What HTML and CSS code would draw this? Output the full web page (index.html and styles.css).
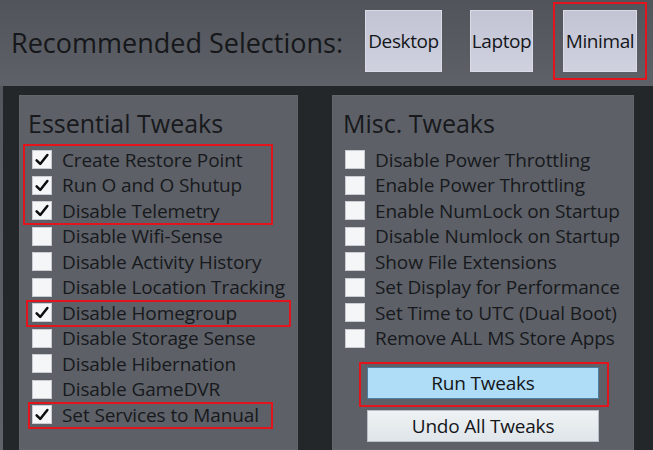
FILE: index.html
```html
<!DOCTYPE html>
<html>
<head>
<meta charset="utf-8">
<link rel="stylesheet" href="styles.css">
</head>
<body>
<div class="page">
  <header class="top">
    <div class="rec-label">Recommended Selections:</div>
    <div class="presets">
      <button class="preset preset-desktop">Desktop</button>
      <button class="preset preset-laptop">Laptop</button>
      <button class="preset preset-minimal">Minimal</button>
    </div>
  </header>
  <main class="frame">
    <section class="panel panel-left">
      <h2 class="panel-title">Essential Tweaks</h2>
      <ul class="list">
        <li class="row"><span class="box checked"><svg viewBox="0 0 20 19"><path d="M4 10.5 L8 14.5 L16 4.5" /></svg></span>Create Restore Point</li>
        <li class="row"><span class="box checked"><svg viewBox="0 0 20 19"><path d="M4 10.5 L8 14.5 L16 4.5" /></svg></span>Run O and O Shutup</li>
        <li class="row"><span class="box checked"><svg viewBox="0 0 20 19"><path d="M4 10.5 L8 14.5 L16 4.5" /></svg></span>Disable Telemetry</li>
        <li class="row"><span class="box"></span>Disable Wifi-Sense</li>
        <li class="row"><span class="box"></span>Disable Activity History</li>
        <li class="row"><span class="box"></span>Disable Location Tracking</li>
        <li class="row"><span class="box checked"><svg viewBox="0 0 20 19"><path d="M4 10.5 L8 14.5 L16 4.5" /></svg></span>Disable Homegroup</li>
        <li class="row"><span class="box"></span>Disable Storage Sense</li>
        <li class="row"><span class="box"></span>Disable Hibernation</li>
        <li class="row"><span class="box"></span>Disable GameDVR</li>
        <li class="row"><span class="box checked"><svg viewBox="0 0 20 19"><path d="M4 10.5 L8 14.5 L16 4.5" /></svg></span>Set Services to Manual</li>
      </ul>
    </section>
    <section class="panel panel-right">
      <h2 class="panel-title">Misc. Tweaks</h2>
      <ul class="list">
        <li class="row"><span class="box"></span>Disable Power Throttling</li>
        <li class="row"><span class="box"></span>Enable Power Throttling</li>
        <li class="row"><span class="box"></span>Enable NumLock on Startup</li>
        <li class="row"><span class="box"></span>Disable Numlock on Startup</li>
        <li class="row"><span class="box"></span>Show File Extensions</li>
        <li class="row"><span class="box"></span>Set Display for Performance</li>
        <li class="row"><span class="box"></span>Set Time to UTC (Dual Boot)</li>
        <li class="row"><span class="box"></span>Remove ALL MS Store Apps</li>
      </ul>
      <div class="actions">
        <button class="act act-run">Run Tweaks</button>
        <button class="act act-undo">Undo All Tweaks</button>
      </div>
    </section>
  </main>
  <div class="mark mark-minimal"></div>
  <div class="mark mark-group1"></div>
  <div class="mark mark-homegroup"></div>
  <div class="mark mark-services"></div>
  <div class="mark mark-run"></div>
</div>
</body>
</html>
```
FILE: styles.css
```css
html, body {
  margin: 0;
  padding: 0;
  width: 653px;
  height: 450px;
  overflow: hidden;
}
body {
  background: linear-gradient(180deg, #51545b 0%, #5f6268 100%);
  font-family: "Open Sans", "Noto Sans", sans-serif;
  color: #17191c;
}
.page {
  position: relative;
  width: 653px;
  height: 450px;
}
.top {
  height: 86px;
  display: flex;
  align-items: flex-start;
  background: linear-gradient(180deg, #51545a 0%, #5e6167 100%);
}
.rec-label {
  font-size: 27px;
  letter-spacing: 0;
  margin: 24px 0 0 11px;
  width: 354px;
  white-space: nowrap;
  color: #15171a;
}
.presets {
  display: flex;
  margin-top: 10px;
}
.preset {
  height: 62px;
  border: 1px solid #dadbe6;
  background: linear-gradient(180deg, #c2c4d4 0%, #cfd1df 100%);
  font-family: "Open Sans", sans-serif;
  font-size: 19px;
  letter-spacing: -0.4px;
  color: #14161a;
  padding: 0;
  white-space: nowrap;
  overflow: visible;
}
.preset-desktop { width: 77px; }
.preset-laptop { width: 63px; margin-left: 28px; }
.preset-minimal { width: 74px; margin-left: 30px; }

.frame {
  margin-left: 3px;
  height: 364px;
  background: #24272a;
  display: flex;
  padding: 9px 19px 0 16px;
  gap: 34px;
  box-sizing: border-box;
}
.panel {
  background: #5d6067;
  box-shadow: inset 0 0 0 1px #62656b;
  box-sizing: border-box;
}
.panel-left { width: 279px; padding-left: 13px; }
.panel-right { width: 302px; padding-left: 13px; }
.panel-title {
  margin: 11px 0 0 -4px;
  font-weight: normal;
  font-size: 25px;
  letter-spacing: 0;
  line-height: 34px;
  height: 41px;
  white-space: nowrap;
}
.panel-right .panel-title { margin-left: -2px; }
.list {
  list-style: none;
  margin: 0;
  padding: 0;
}
.row {
  height: 25.5px;
  display: flex;
  align-items: center;
  font-size: 19px;
  letter-spacing: -0.1px;
  white-space: nowrap;
}
.box {
  width: 18px;
  height: 17px;
  background: #f5f6f8;
  border: 1px solid #c9ccd2;
  margin-right: 10px;
  flex: none;
  display: flex;
}
.box svg {
  width: 18px;
  height: 17px;
}
.box svg path {
  fill: none;
  stroke: #0c0d0f;
  stroke-width: 2.8;
  stroke-linecap: round;
  stroke-linejoin: round;
}
.actions {
  display: flex;
  flex-direction: column;
  align-items: center;
  gap: 11px;
  margin: 16px 0 0 -13px;
}
.act {
  width: 232px;
  height: 32px;
  font-family: "Open Sans", sans-serif;
  font-size: 19px;
  letter-spacing: -0.2px;
  color: #14161a;
  padding: 0;
}
.act-run {
  background: #afdcf6;
  border: 1px solid #4d7ea0;
}
.act-undo {
  background: linear-gradient(180deg, #eef2f4 0%, #dfe5ea 100%);
  border: 1px solid #b8bfc6;
}
.mark {
  position: absolute;
  border: 2px solid #e3141b;
  box-sizing: border-box;
}
.mark-minimal { left: 553px; top: 2px; width: 94px; height: 78px; }
.mark-group1 { left: 23px; top: 144px; width: 250px; height: 81px; }
.mark-homegroup { left: 26px; top: 300px; width: 265px; height: 27px; }
.mark-services { left: 28px; top: 402px; width: 245px; height: 27px; }
.mark-run { left: 359px; top: 362px; width: 250px; height: 45px; }
```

----------------------------------------

- **Prompt**
Without the pictures, print the whole listing exactly as given.

- **Full solution**
What HTML and CSS code would draw this? Output the full web page (index.html and styles.css).
FILE: index.html
```html
<!DOCTYPE html>
<html>
<head>
<meta charset="utf-8">
<link rel="stylesheet" href="styles.css">
</head>
<body>
<div class="page">
  <header class="top">
    <div class="rec-label">Recommended Selections:</div>
    <div class="presets">
      <button class="preset preset-desktop">Desktop</button>
      <button class="preset preset-laptop">Laptop</button>
      <button class="preset preset-minimal">Minimal</button>
    </div>
  </header>
  <main class="frame">
    <section class="panel panel-left">
      <h2 class="panel-title">Essential Tweaks</h2>
      <ul class="list">
        <li class="row"><span class="box checked"><svg viewBox="0 0 20 19"><path d="M4 10.5 L8 14.5 L16 4.5" /></svg></span>Create Restore Point</li>
        <li class="row"><span class="box checked"><svg viewBox="0 0 20 19"><path d="M4 10.5 L8 14.5 L16 4.5" /></svg></span>Run O and O Shutup</li>
        <li class="row"><span class="box checked"><svg viewBox="0 0 20 19"><path d="M4 10.5 L8 14.5 L16 4.5" /></svg></span>Disable Telemetry</li>
        <li class="row"><span class="box"></span>Disable Wifi-Sense</li>
        <li class="row"><span class="box"></span>Disable Activity History</li>
        <li class="row"><span class="box"></span>Disable Location Tracking</li>
        <li class="row"><span class="box checked"><svg viewBox="0 0 20 19"><path d="M4 10.5 L8 14.5 L16 4.5" /></svg></span>Disable Homegroup</li>
        <li class="row"><span class="box"></span>Disable Storage Sense</li>
        <li class="row"><span class="box"></span>Disable Hibernation</li>
        <li class="row"><span class="box"></span>Disable GameDVR</li>
        <li class="row"><span class="box checked"><svg viewBox="0 0 20 19"><path d="M4 10.5 L8 14.5 L16 4.5" /></svg></span>Set Services to Manual</li>
      </ul>
    </section>
    <section class="panel panel-right">
      <h2 class="panel-title">Misc. Tweaks</h2>
      <ul class="list">
        <li class="row"><span class="box"></span>Disable Power Throttling</li>
        <li class="row"><span class="box"></span>Enable Power Throttling</li>
        <li class="row"><span class="box"></span>Enable NumLock on Startup</li>
        <li class="row"><span class="box"></span>Disable Numlock on Startup</li>
        <li class="row"><span class="box"></span>Show File Extensions</li>
        <li class="row"><span class="box"></span>Set Display for Performance</li>
        <li class="row"><span class="box"></span>Set Time to UTC (Dual Boot)</li>
        <li class="row"><span class="box"></span>Remove ALL MS Store Apps</li>
      </ul>
      <div class="actions">
        <button class="act act-run">Run Tweaks</button>
        <button class="act act-undo">Undo All Tweaks</button>
      </div>
    </section>
  </main>
  <div class="mark mark-minimal"></div>
  <div class="mark mark-group1"></div>
  <div class="mark mark-homegroup"></div>
  <div class="mark mark-services"></div>
  <div class="mark mark-run"></div>
</div>
</body>
</html>
```
FILE: styles.css
```css
html, body {
  margin: 0;
  padding: 0;
  width: 653px;
  height: 450px;
  overflow: hidden;
}
body {
  background: linear-gradient(180deg, #51545b 0%, #5f6268 100%);
  font-family: "Open Sans", "Noto Sans", sans-serif;
  color: #17191c;
}
.page {
  position: relative;
  width: 653px;
  height: 450px;
}
.top {
  height: 86px;
  display: flex;
  align-items: flex-start;
  background: linear-gradient(180deg, #51545a 0%, #5e6167 100%);
}
.rec-label {
  font-size: 27px;
  letter-spacing: 0;
  margin: 24px 0 0 11px;
  width: 354px;
  white-space: nowrap;
  color: #15171a;
}
.presets {
  display: flex;
  margin-top: 10px;
}
.preset {
  height: 62px;
  border: 1px solid #dadbe6;
  background: linear-gradient(180deg, #c2c4d4 0%, #cfd1df 100%);
  font-family: "Open Sans", sans-serif;
  font-size: 19px;
  letter-spacing: -0.4px;
  color: #14161a;
  padding: 0;
  white-space: nowrap;
  overflow: visible;
}
.preset-desktop { width: 77px; }
.preset-laptop { width: 63px; margin-left: 28px; }
.preset-minimal { width: 74px; margin-left: 30px; }

.frame {
  margin-left: 3px;
  height: 364px;
  background: #24272a;
  display: flex;
  padding: 9px 19px 0 16px;
  gap: 34px;
  box-sizing: border-box;
}
.panel {
  background: #5d6067;
  box-shadow: inset 0 0 0 1px #62656b;
  box-sizing: border-box;
}
.panel-left { width: 279px; padding-left: 13px; }
.panel-right { width: 302px; padding-left: 13px; }
.panel-title {
  margin: 11px 0 0 -4px;
  font-weight: normal;
  font-size: 25px;
  letter-spacing: 0;
  line-height: 34px;
  height: 41px;
  white-space: nowrap;
}
.panel-right .panel-title { margin-left: -2px; }
.list {
  list-style: none;
  margin: 0;
  padding: 0;
}
.row {
  height: 25.5px;
  display: flex;
  align-items: center;
  font-size: 19px;
  letter-spacing: -0.1px;
  white-space: nowrap;
}
.box {
  width: 18px;
  height: 17px;
  background: #f5f6f8;
  border: 1px solid #c9ccd2;
  margin-right: 10px;
  flex: none;
  display: flex;
}
.box svg {
  width: 18px;
  height: 17px;
}
.box svg path {
  fill: none;
  stroke: #0c0d0f;
  stroke-width: 2.8;
  stroke-linecap: round;
  stroke-linejoin: round;
}
.actions {
  display: flex;
  flex-direction: column;
  align-items: center;
  gap: 11px;
  margin: 16px 0 0 -13px;
}
.act {
  width: 232px;
  height: 32px;
  font-family: "Open Sans", sans-serif;
  font-size: 19px;
  letter-spacing: -0.2px;
  color: #14161a;
  padding: 0;
}
.act-run {
  background: #afdcf6;
  border: 1px solid #4d7ea0;
}
.act-undo {
  background: linear-gradient(180deg, #eef2f4 0%, #dfe5ea 100%);
  border: 1px solid #b8bfc6;
}
.mark {
  position: absolute;
  border: 2px solid #e3141b;
  box-sizing: border-box;
}
.mark-minimal { left: 553px; top: 2px; width: 94px; height: 78px; }
.mark-group1 { left: 23px; top: 144px; width: 250px; height: 81px; }
.mark-homegroup { left: 26px; top: 300px; width: 265px; height: 27px; }
.mark-services { left: 28px; top: 402px; width: 245px; height: 27px; }
.mark-run { left: 359px; top: 362px; width: 250px; height: 45px; }
```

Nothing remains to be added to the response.